Lors d’une conférence fin janvier, le PDG Oliver Blum a confirmé une rumeur qui circulait depuis plusieurs semaines : Volkswagen est en négociation avec des groupes automobiles chinois pour leur louer, voire vendre, certaines de ses usines en Allemagne. Cela pourrait concerner dans un premier temps les sites de Dresde et d’Osnabrück. 

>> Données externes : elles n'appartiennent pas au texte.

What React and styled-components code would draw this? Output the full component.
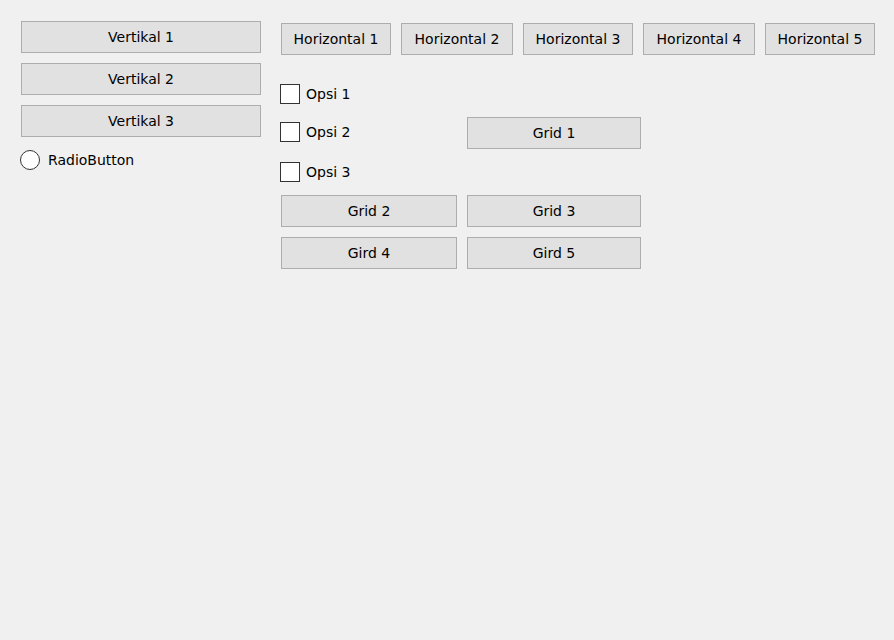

Une petite révolution que le patron de Volkswagen préfère minimiser : « Il est toujours positif que des entreprises investissent en Europe… Nous avons des partenariats étroits en Chine et, bien sûr, il y a eu des conversations, mais pas de décisions concrètes », a-t-il expliqué. L’accord permettrait à Volkswagen de réduire sa surcapacité et de réduire les coûts. Mais il offrirait aussi des conditions idéales aux concurrents chinois pour entrer sur le marché européen à moindres frais. Il pourrait s’agir des groupes JAC, FAW ou encore SAIC (marque MG) avec qui Volkswagen a déjà noué des partenariats ou d’autres acteurs désireux de détenir des capacités de production en Europe. 

Ce projet serait composé également d’un volet transfert de technologie de la part du groupe chinois pour permettre à Volkswagen de rattraper son retard sur la motorisation électrique. Signe que l’industrie automobile allemande entre bien dans une nouvelle époque.